Supplied records:
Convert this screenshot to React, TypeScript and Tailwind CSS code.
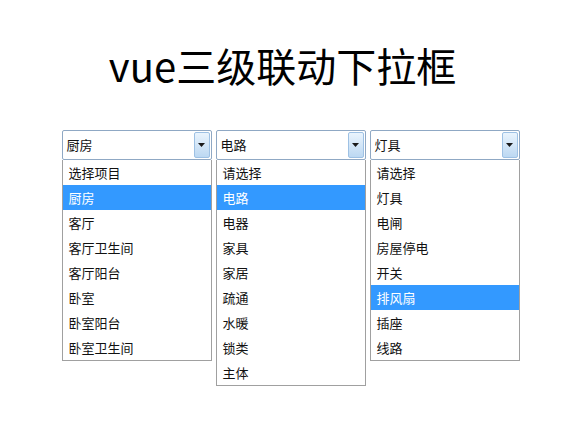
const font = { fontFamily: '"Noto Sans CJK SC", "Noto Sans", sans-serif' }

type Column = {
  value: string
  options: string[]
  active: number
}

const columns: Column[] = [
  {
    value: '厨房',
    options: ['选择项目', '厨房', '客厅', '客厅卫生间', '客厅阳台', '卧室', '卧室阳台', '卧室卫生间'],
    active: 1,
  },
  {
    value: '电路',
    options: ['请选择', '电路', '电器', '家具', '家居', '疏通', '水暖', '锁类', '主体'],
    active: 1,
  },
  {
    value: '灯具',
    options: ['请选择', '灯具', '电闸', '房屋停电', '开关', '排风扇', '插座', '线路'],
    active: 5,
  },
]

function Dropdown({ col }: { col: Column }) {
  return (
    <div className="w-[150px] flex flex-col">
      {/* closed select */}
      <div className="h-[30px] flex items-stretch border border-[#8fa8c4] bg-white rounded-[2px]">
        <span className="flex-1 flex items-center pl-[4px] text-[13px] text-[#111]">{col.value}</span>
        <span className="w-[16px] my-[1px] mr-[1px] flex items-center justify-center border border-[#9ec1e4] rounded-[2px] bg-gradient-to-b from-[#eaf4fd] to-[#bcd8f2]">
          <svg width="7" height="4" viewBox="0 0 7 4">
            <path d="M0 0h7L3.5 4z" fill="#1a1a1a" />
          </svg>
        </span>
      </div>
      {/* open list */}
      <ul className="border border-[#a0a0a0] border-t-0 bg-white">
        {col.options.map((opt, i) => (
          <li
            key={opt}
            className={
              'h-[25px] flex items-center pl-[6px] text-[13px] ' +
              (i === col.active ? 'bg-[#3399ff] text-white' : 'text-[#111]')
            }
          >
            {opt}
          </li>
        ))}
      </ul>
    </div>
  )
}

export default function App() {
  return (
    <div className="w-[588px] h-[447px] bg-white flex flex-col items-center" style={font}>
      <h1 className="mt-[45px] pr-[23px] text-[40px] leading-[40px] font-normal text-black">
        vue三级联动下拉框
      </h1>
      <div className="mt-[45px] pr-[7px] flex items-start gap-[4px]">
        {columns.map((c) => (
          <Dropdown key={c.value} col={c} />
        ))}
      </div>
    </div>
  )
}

---

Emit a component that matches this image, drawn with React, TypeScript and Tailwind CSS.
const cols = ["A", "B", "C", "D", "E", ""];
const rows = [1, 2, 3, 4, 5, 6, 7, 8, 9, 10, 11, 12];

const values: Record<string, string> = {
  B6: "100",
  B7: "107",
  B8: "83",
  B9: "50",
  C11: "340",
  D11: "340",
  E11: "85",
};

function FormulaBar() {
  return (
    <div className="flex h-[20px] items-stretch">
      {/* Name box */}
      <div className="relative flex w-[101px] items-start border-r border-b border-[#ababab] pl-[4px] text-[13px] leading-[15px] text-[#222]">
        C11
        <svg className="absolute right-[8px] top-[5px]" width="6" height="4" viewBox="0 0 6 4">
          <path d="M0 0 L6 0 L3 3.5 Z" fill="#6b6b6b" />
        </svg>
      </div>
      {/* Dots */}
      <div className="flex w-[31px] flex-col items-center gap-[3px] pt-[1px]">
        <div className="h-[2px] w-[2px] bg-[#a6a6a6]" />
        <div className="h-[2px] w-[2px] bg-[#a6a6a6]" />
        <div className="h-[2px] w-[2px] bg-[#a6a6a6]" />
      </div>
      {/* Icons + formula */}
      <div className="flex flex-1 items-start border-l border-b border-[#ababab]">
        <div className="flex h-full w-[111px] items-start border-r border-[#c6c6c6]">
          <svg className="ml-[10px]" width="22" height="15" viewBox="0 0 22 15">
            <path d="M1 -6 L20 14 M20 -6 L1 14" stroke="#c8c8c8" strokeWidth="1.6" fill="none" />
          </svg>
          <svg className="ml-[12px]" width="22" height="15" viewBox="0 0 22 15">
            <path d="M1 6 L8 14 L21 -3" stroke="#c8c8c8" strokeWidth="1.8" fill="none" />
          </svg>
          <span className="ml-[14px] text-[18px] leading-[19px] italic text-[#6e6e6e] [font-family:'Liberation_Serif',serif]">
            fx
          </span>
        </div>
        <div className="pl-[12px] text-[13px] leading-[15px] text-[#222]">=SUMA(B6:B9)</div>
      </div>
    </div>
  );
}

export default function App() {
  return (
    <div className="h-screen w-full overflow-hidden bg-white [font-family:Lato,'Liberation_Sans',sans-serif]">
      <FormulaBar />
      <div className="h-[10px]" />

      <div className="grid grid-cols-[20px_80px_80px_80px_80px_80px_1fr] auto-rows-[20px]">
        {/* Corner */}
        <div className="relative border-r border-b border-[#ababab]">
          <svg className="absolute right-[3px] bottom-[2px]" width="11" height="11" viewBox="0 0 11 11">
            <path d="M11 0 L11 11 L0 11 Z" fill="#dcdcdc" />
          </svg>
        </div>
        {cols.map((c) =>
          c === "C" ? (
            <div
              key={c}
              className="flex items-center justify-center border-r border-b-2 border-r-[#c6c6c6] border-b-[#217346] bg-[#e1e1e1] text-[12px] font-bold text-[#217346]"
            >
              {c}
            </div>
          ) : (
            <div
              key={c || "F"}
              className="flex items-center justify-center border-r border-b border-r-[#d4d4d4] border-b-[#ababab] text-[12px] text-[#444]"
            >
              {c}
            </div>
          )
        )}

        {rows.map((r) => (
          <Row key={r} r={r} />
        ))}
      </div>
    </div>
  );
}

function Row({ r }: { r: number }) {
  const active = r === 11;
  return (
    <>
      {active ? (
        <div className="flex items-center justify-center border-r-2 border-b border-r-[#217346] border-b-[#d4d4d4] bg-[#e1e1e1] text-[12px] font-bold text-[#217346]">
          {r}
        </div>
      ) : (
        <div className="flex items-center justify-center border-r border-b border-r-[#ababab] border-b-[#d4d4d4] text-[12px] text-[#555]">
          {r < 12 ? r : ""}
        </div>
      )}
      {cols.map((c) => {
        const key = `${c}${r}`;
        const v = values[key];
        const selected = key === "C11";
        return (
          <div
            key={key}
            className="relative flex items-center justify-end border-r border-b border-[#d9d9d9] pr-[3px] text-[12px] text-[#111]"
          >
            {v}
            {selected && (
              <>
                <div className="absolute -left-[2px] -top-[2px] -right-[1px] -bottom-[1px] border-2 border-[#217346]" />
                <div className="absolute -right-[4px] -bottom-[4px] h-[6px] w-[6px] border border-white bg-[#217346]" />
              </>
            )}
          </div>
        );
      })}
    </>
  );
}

Work to do:
Find every line in the records above that contains the word "Tailwind", and copy each one.

Written answer:
Convert this screenshot to React, TypeScript and Tailwind CSS code.
Emit a component that matches this image, drawn with React, TypeScript and Tailwind CSS.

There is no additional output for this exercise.